Written request
Repeat the data that follows, word for word, without the images.

● ● ● ● ●

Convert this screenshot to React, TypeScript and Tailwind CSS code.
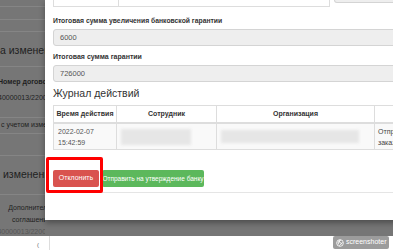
export default function App() {
  return (
    <div className="relative w-[393px] h-[250px] overflow-hidden bg-white font-['Liberation_Sans',Arial,sans-serif]">
      <div className="flex h-[236px] bg-[#767676]">
        {/* dimmed page behind */}
        <div className="w-[45px] shrink-0 overflow-hidden text-[#1f1f1f] whitespace-nowrap">
          <div className="h-[7px] border-b border-[#858585]" />
          <div className="h-[13px] border-b border-[#858585]" />
          <div className="h-[12px] border-b border-[#858585]" />
          <div className="h-[35px] flex items-center pt-[3px] border-b border-[#858585] text-[10.5px]">а изменений</div>
          <div className="h-[8px]" />
          <div className="h-[15px] flex items-center text-[7px] font-bold -ml-[2px]">Номер договора</div>
          <div className="h-[16px] flex items-center text-[7px] -ml-[2px]">40000013/22000004</div>
          <div className="h-[12px] border-b border-[#858585]" />
          <div className="h-[16px] flex items-center text-[7px] pl-[1px] border-b border-[#858585]">с учетом изменений</div>
          <div className="h-[22px] border-b border-[#858585]" />
          <div className="h-[39px] flex items-center text-[10.5px] pl-[3px] border-b border-[#858585]">изменений</div>
          <div className="flex flex-col items-center text-[7px] pt-[7px] leading-[12px] pl-[14px]">
            <span>Дополнитель</span>
            <span>соглашени</span>
            <span className="text-[#555]">40000013/22000004</span>
          </div>
        </div>
        {/* modal */}
        <div className="flex-1 flex flex-col">
          <div className="h-[220px] bg-white shadow-[0_3px_6px_rgba(0,0,0,0.35)] pl-[8px] flex flex-col text-[#333]">
            <div className="h-[8px] flex items-start -mt-[1px]">
              <div className="h-[8px] flex border-l border-b border-r border-[#ddd] w-[277px]">
                <div className="w-[65px] border-r border-[#ddd]" />
                <div className="flex-1" />
              </div>
              <div className="ml-[4px] flex-1 h-[4px] bg-[#eeeeee] border border-t-0 border-[#d4d4d4] rounded-b-[3px]" />
            </div>
            <div className="mt-[10px] h-[9px] flex items-center text-[6.8px] font-bold text-[#333] whitespace-nowrap">Итоговая сумма увеличения банковской гарантии</div>
            <div className="mt-[3px] h-[17px] bg-[#eeeeee] border border-[#d4d4d4] rounded-l-[3px] flex items-center pl-[6px] text-[7.5px] text-[#555]">6000</div>
            <div className="mt-[7px] h-[9px] flex items-center text-[7px] font-bold text-[#333]">Итоговая сумма гарантии</div>
            <div className="mt-[3px] h-[17px] bg-[#eeeeee] border border-[#d4d4d4] rounded-l-[3px] flex items-center pl-[6px] text-[7.5px] text-[#555]">726000</div>
            <div className="mt-[6px] h-[12px] flex items-center text-[10.5px] text-[#333]">Журнал действий</div>
            <div className="mt-[5px] flex flex-col border-l border-t border-[#ddd] text-[7px] text-[#333]">
              <div className="h-[18px] flex border-b-2 border-[#ddd]">
                <div className="w-[63px] border-r border-[#ddd] flex items-center justify-center font-bold text-[#333]">Время действия</div>
                <div className="w-[100px] border-r border-[#ddd] flex items-center justify-center font-bold text-[#333]">Сотрудник</div>
                <div className="w-[158px] border-r border-[#ddd] flex items-center justify-center font-bold text-[#333]">Организация</div>
                <div className="flex-1" />
              </div>
              <div className="h-[26px] flex bg-[#f9f9f9] border-b border-[#ddd] text-[#555]">
                <div className="w-[63px] border-r border-[#ddd] flex flex-col justify-center pl-[4px] leading-[11px]">
                  <span>2022-02-07</span>
                  <span>15:42:59</span>
                </div>
                <div className="w-[100px] border-r border-[#ddd] flex items-center pl-[4px]">
                  <div className="w-[70px] h-[16px] bg-[#e6e6e6] blur-[1.5px]" />
                </div>
                <div className="w-[158px] border-r border-[#ddd] flex items-center pl-[4px]">
                  <div className="w-[138px] h-[13px] bg-[#e6e6e6] blur-[1.5px]" />
                </div>
                <div className="flex-1 flex flex-col justify-center pl-[3px] leading-[11px] whitespace-nowrap text-[#444]">
                  <span>Отправлено</span>
                  <span>заказчику</span>
                </div>
              </div>
            </div>
            <div className="mt-[20px] flex gap-[3px] h-[17px]">
              <div className="w-[46px] bg-[#d9534f] rounded-[2px] flex items-center justify-center text-white text-[7px]">Отклонить</div>
              <div className="w-[102px] bg-[#5cb85c] rounded-[2px] flex items-center justify-center text-white text-[6.5px] whitespace-nowrap">Отправить на утверждение банку</div>
            </div>
            <div className="mt-[5px] border-t border-[#e5e5e5]" />
          </div>
        </div>
      </div>
      <div className="h-[14px] flex">
        <div className="w-[50px] border-r border-[#ddd] flex items-end justify-end pr-[10px] text-[6px] text-[#666]">(</div>
      </div>
      {/* red annotation */}
      <div className="absolute left-[46px] top-[157px] w-[57px] h-[36px] border-[3px] border-[#ff0000] rounded-[2px]" />
      {/* watermark */}
      <div className="absolute left-[333px] top-[236px] h-[13px] bg-[#9c9c9c] rounded-[2px] flex items-center gap-[2px] px-[3px] text-white text-[7px] whitespace-nowrap">
        <svg width="8" height="8" viewBox="0 0 10 10" fill="none" stroke="white" strokeWidth="1">
          <circle cx="5" cy="5" r="4.2" />
          <path d="M3 2.2 L7.5 6.5 M2 4.5 L6 1.5 M4 8.5 L8.2 4 M2.5 7 L5 1" />
        </svg>
        <span>screenshoter</span>
      </div>
    </div>
  );
}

● ● ● ● ●

Worked answer
Convert this screenshot to React, TypeScript and Tailwind CSS code.
export default function App() {
  return (
    <div className="relative w-[393px] h-[250px] overflow-hidden bg-white font-['Liberation_Sans',Arial,sans-serif]">
      <div className="flex h-[236px] bg-[#767676]">
        {/* dimmed page behind */}
        <div className="w-[45px] shrink-0 overflow-hidden text-[#1f1f1f] whitespace-nowrap">
          <div className="h-[7px] border-b border-[#858585]" />
          <div className="h-[13px] border-b border-[#858585]" />
          <div className="h-[12px] border-b border-[#858585]" />
          <div className="h-[35px] flex items-center pt-[3px] border-b border-[#858585] text-[10.5px]">а изменений</div>
          <div className="h-[8px]" />
          <div className="h-[15px] flex items-center text-[7px] font-bold -ml-[2px]">Номер договора</div>
          <div className="h-[16px] flex items-center text-[7px] -ml-[2px]">40000013/22000004</div>
          <div className="h-[12px] border-b border-[#858585]" />
          <div className="h-[16px] flex items-center text-[7px] pl-[1px] border-b border-[#858585]">с учетом изменений</div>
          <div className="h-[22px] border-b border-[#858585]" />
          <div className="h-[39px] flex items-center text-[10.5px] pl-[3px] border-b border-[#858585]">изменений</div>
          <div className="flex flex-col items-center text-[7px] pt-[7px] leading-[12px] pl-[14px]">
            <span>Дополнитель</span>
            <span>соглашени</span>
            <span className="text-[#555]">40000013/22000004</span>
          </div>
        </div>
        {/* modal */}
        <div className="flex-1 flex flex-col">
          <div className="h-[220px] bg-white shadow-[0_3px_6px_rgba(0,0,0,0.35)] pl-[8px] flex flex-col text-[#333]">
            <div className="h-[8px] flex items-start -mt-[1px]">
              <div className="h-[8px] flex border-l border-b border-r border-[#ddd] w-[277px]">
                <div className="w-[65px] border-r border-[#ddd]" />
                <div className="flex-1" />
              </div>
              <div className="ml-[4px] flex-1 h-[4px] bg-[#eeeeee] border border-t-0 border-[#d4d4d4] rounded-b-[3px]" />
            </div>
            <div className="mt-[10px] h-[9px] flex items-center text-[6.8px] font-bold text-[#333] whitespace-nowrap">Итоговая сумма увеличения банковской гарантии</div>
            <div className="mt-[3px] h-[17px] bg-[#eeeeee] border border-[#d4d4d4] rounded-l-[3px] flex items-center pl-[6px] text-[7.5px] text-[#555]">6000</div>
            <div className="mt-[7px] h-[9px] flex items-center text-[7px] font-bold text-[#333]">Итоговая сумма гарантии</div>
            <div className="mt-[3px] h-[17px] bg-[#eeeeee] border border-[#d4d4d4] rounded-l-[3px] flex items-center pl-[6px] text-[7.5px] text-[#555]">726000</div>
            <div className="mt-[6px] h-[12px] flex items-center text-[10.5px] text-[#333]">Журнал действий</div>
            <div className="mt-[5px] flex flex-col border-l border-t border-[#ddd] text-[7px] text-[#333]">
              <div className="h-[18px] flex border-b-2 border-[#ddd]">
                <div className="w-[63px] border-r border-[#ddd] flex items-center justify-center font-bold text-[#333]">Время действия</div>
                <div className="w-[100px] border-r border-[#ddd] flex items-center justify-center font-bold text-[#333]">Сотрудник</div>
                <div className="w-[158px] border-r border-[#ddd] flex items-center justify-center font-bold text-[#333]">Организация</div>
                <div className="flex-1" />
              </div>
              <div className="h-[26px] flex bg-[#f9f9f9] border-b border-[#ddd] text-[#555]">
                <div className="w-[63px] border-r border-[#ddd] flex flex-col justify-center pl-[4px] leading-[11px]">
                  <span>2022-02-07</span>
                  <span>15:42:59</span>
                </div>
                <div className="w-[100px] border-r border-[#ddd] flex items-center pl-[4px]">
                  <div className="w-[70px] h-[16px] bg-[#e6e6e6] blur-[1.5px]" />
                </div>
                <div className="w-[158px] border-r border-[#ddd] flex items-center pl-[4px]">
                  <div className="w-[138px] h-[13px] bg-[#e6e6e6] blur-[1.5px]" />
                </div>
                <div className="flex-1 flex flex-col justify-center pl-[3px] leading-[11px] whitespace-nowrap text-[#444]">
                  <span>Отправлено</span>
                  <span>заказчику</span>
                </div>
              </div>
            </div>
            <div className="mt-[20px] flex gap-[3px] h-[17px]">
              <div className="w-[46px] bg-[#d9534f] rounded-[2px] flex items-center justify-center text-white text-[7px]">Отклонить</div>
              <div className="w-[102px] bg-[#5cb85c] rounded-[2px] flex items-center justify-center text-white text-[6.5px] whitespace-nowrap">Отправить на утверждение банку</div>
            </div>
            <div className="mt-[5px] border-t border-[#e5e5e5]" />
          </div>
        </div>
      </div>
      <div className="h-[14px] flex">
        <div className="w-[50px] border-r border-[#ddd] flex items-end justify-end pr-[10px] text-[6px] text-[#666]">(</div>
      </div>
      {/* red annotation */}
      <div className="absolute left-[46px] top-[157px] w-[57px] h-[36px] border-[3px] border-[#ff0000] rounded-[2px]" />
      {/* watermark */}
      <div className="absolute left-[333px] top-[236px] h-[13px] bg-[#9c9c9c] rounded-[2px] flex items-center gap-[2px] px-[3px] text-white text-[7px] whitespace-nowrap">
        <svg width="8" height="8" viewBox="0 0 10 10" fill="none" stroke="white" strokeWidth="1">
          <circle cx="5" cy="5" r="4.2" />
          <path d="M3 2.2 L7.5 6.5 M2 4.5 L6 1.5 M4 8.5 L8.2 4 M2.5 7 L5 1" />
        </svg>
        <span>screenshoter</span>
      </div>
    </div>
  );
}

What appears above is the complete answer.